Rapat khusus PPHN itu mengundang tanya karena tetap digelar meski beberapa fraksi di MPR menyatakan menghentikan sementara pembahasan amendemen UUD 1945, di antaranya Fraksi PDIP. Wakil Ketua MPR dari PDIP, Ahmad Basarah, mengatakan fraksinya mengusulkan pembahasan amendemen UUD 1945 dihentikan sementara hingga setelah Pemilu 2024.
“Melihat dinamika politik yang berkembang saat ini, sebaiknya rencana amendemen terbatas UUD tidak dilaksanakan pada periode 2019-2024,” kata Basarah, 17 Maret lalu.
Sikap Fraksi PDIP itu mendapat persetujuan dari beberapa fraksi lainnya, seperti PPP, PKS, Demokrat, dan NasDem.
Namun sikap itu berbeda dengan fakta bahwa Tim Perumus Badan Pengkajian—yang beranggotakan semua unsur fraksi di MPR—tetap melanjutkan pembahasan PPHN.
Padahal pembahasan tersebut memuat tiga alternatif menghidupkan PPHN, termasuk lewat amendemen konstitusi.

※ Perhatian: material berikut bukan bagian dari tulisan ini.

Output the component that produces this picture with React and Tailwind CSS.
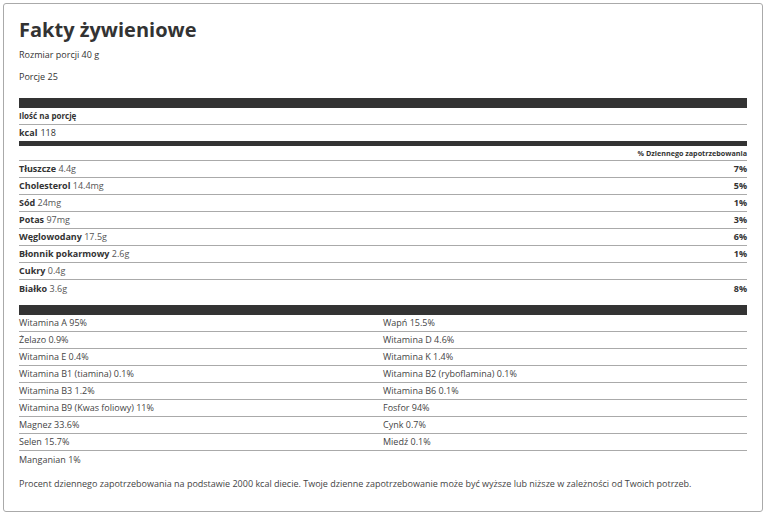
const nutrients = [
  { name: 'Tłuszcze', amount: '4.4g', dv: '7%' },
  { name: 'Cholesterol', amount: '14.4mg', dv: '5%' },
  { name: 'Sód', amount: '24mg', dv: '1%' },
  { name: 'Potas', amount: '97mg', dv: '3%' },
  { name: 'Węglowodany', amount: '17.5g', dv: '6%' },
  { name: 'Błonnik pokarmowy', amount: '2.6g', dv: '1%' },
  { name: 'Cukry', amount: '0.4g', dv: '' },
  { name: 'Białko', amount: '3.6g', dv: '8%' },
]

const vitamins = [
  'Witamina A 95%',
  'Wapń 15.5%',
  'Żelazo 0.9%',
  'Witamina D 4.6%',
  'Witamina E 0.4%',
  'Witamina K 1.4%',
  'Witamina B1 (tiamina) 0.1%',
  'Witamina B2 (ryboflamina) 0.1%',
  'Witamina B3 1.2%',
  'Witamina B6 0.1%',
  'Witamina B9 (Kwas foliowy) 11%',
  'Fosfor 94%',
  'Magnez 33.6%',
  'Cynk 0.7%',
  'Selen 15.7%',
  'Miedź 0.1%',
  'Manganian 1%',
]

export default function App() {
  return (
    <div className="w-[766px] h-[515px] bg-white p-[3px] text-[#333] font-['Open_Sans',sans-serif]">
      <div className="h-[509px] w-[760px] border border-[#aaa] rounded-[3px] px-[15px] pt-[12px]">
        <h1 className="text-[20px] leading-[28px] font-bold text-[#333]">Fakty żywieniowe</h1>
        <p className="mt-[4px] text-[9px] leading-[14px]">Rozmiar porcji 40 g</p>
        <p className="mt-[8px] text-[9px] leading-[14px]">Porcje 25</p>

        <div className="mt-[14px] h-[10px] bg-[#333]" />
        <div className="h-[17px] border-b border-[#aaa] flex items-center text-[8px] font-bold">Ilość na porcję</div>
        <div className="h-[16px] flex items-center text-[9px]">
          <span className="font-bold mr-[3px]">kcal</span>
          <span>118</span>
        </div>
        <div className="h-[5px] bg-[#333]" />
        <div className="h-[15px] border-b border-[#aaa] flex items-center justify-end text-[7.2px] font-bold">
          % Dziennego zapotrzebowania
        </div>
        {nutrients.map((n, i) => (
          <div
            key={n.name}
            className={`h-[17px] flex items-center justify-between text-[9px] ${i < nutrients.length - 1 ? 'border-b border-[#aaa]' : ''}`}
          >
            <span>
              <span className="font-bold">{n.name}</span> <span className="text-[#555]">{n.amount}</span>
            </span>
            <span className="font-bold">{n.dv}</span>
          </div>
        ))}

        <div className="mt-[8px] h-[10px] bg-[#333]" />
        <div className="grid grid-cols-2">
          {vitamins.map((v, i) => (
            <div
              key={v}
              className={`h-[17px] flex items-center text-[9px] text-[#444] ${i < 16 ? 'border-b border-[#aaa]' : ''}`}
            >
              {v}
            </div>
          ))}
        </div>

        <p className="mt-[9px] text-[9px] leading-[14px] text-[#444]">
          Procent dziennego zapotrzebowania na podstawie 2000 kcal diecie. Twoje dzienne zapotrzebowanie może być wyższe lub niższe w zależności od Twoich potrzeb.
        </p>
      </div>
    </div>
  )
}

Djarot beralasan sikap partainya menolak amendemen UUD 1945 tak bisa diartikan bahwa mereka juga menolak PPHN. “Substansi dari PPHN itu tetap. Penting dan perlu,” kata mantan Gubernur DKI Jakarta itu.
Berbeda dengan PDIP, NasDem justru memilih tidak mengirim perwakilan fraksinya ke tim perumus PPHN hingga kemarin.

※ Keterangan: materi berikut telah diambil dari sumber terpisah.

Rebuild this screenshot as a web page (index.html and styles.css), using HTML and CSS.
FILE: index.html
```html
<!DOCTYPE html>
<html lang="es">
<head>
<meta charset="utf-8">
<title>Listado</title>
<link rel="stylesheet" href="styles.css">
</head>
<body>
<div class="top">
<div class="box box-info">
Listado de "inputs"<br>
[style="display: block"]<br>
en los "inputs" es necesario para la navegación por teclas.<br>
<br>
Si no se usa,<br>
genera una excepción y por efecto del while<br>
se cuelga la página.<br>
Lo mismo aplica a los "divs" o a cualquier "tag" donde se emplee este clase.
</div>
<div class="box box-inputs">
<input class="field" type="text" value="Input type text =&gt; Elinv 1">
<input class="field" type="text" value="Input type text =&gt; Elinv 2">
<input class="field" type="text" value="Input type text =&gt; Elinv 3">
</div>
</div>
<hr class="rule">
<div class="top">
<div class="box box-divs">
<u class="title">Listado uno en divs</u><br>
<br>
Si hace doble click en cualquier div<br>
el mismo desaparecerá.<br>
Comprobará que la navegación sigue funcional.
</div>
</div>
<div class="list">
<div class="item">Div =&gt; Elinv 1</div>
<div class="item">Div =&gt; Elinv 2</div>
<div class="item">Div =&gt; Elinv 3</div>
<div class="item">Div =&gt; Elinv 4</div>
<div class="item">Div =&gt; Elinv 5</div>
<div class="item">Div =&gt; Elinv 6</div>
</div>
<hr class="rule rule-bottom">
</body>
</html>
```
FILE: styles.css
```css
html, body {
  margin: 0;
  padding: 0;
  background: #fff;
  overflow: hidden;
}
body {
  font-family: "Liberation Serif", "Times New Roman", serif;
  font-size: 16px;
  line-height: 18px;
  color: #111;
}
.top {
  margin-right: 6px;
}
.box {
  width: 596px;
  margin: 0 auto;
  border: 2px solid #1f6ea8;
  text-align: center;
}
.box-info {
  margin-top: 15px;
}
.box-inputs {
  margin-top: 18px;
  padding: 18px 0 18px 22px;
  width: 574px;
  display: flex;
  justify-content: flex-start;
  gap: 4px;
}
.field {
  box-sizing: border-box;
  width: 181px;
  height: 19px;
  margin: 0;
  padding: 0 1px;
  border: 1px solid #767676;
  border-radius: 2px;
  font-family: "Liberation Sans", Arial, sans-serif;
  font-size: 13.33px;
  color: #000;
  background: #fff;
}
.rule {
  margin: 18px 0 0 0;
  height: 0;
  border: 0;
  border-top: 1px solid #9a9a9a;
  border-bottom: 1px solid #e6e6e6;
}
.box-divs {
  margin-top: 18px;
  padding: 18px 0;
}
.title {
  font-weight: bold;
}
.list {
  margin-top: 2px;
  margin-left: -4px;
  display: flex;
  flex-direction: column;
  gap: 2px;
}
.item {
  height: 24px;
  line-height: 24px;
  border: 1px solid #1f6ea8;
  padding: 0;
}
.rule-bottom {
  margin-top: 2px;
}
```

Ketua Fraksi NasDem di MPR, Taufik Basari, mengatakan sikap itu sengaja ditempuh untuk menunjukkan penolakan fraksinya terhadap rencana amendemen konstitusi.
“Karena Partai NasDem telah bersikap agar rencana amendemen, termasuk amendemen untuk PPHN, ditunda,” kata Taufik, kemarin.

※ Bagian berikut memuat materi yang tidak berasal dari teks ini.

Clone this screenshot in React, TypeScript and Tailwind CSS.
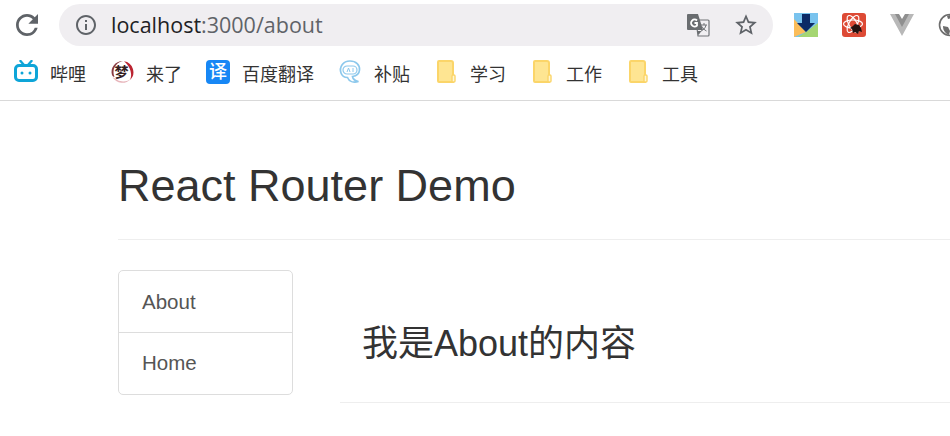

Anggota Dewan Perwakilan Daerah (DPD) yang ikut dalam tim perumus, Tamsil Linrung, mengakui ketiga opsi itu memang terbuka, meski sebagian besar anggota tim perumus—dari 17 anggota tim—menghendaki opsi undang-undang.
Anggota Tim Perumus Badan Pengkajian dari PPP, Syaifullah Tamliha, juga menguatkan pernyataan Tamsil itu. Ia mengakui ketiga opsi menghidupkan PPHN itu masih berpeluang menjadi pilihan MPR nantinya walau mayoritas anggota tim perumus memilih alternatif undang-undang.
Tamliha mengatakan diskusi tim perumus masih akan berlanjut hingga empat sampai lima kali pertemuan lagi. Dalam diskusi berikutnya, tim perumus pasti masih akan membahas ketiga alternatif untuk menghidupkan PPHN tersebut. “Kami masih membuka ruang untuk kajian-kajian,” kata Tamliha.
Pakar hukum dari Universitas Gadjah Mada, Richo Andi Wibowo, mengatakan publik perlu mewaspadai aneka kemungkinan sikap elite partai politik dalam pembahasan PPHN, termasuk urusan amendemen UUD 1945 untuk menyusupkan agenda perpanjangan masa jabatan presiden.
Apalagi, kata dia, merujuk pada kajian Kofi Annan Foundation, perpanjangan masa jabatan presiden lebih dari dua kali kerap didasarkan pada popularitas presiden yang tengah menjabat.
“Semua yang awalnya tidak dibayangkan tetap perlu diwaspadai untuk memastikan keberlangsungan demokrasi,” kata Richo.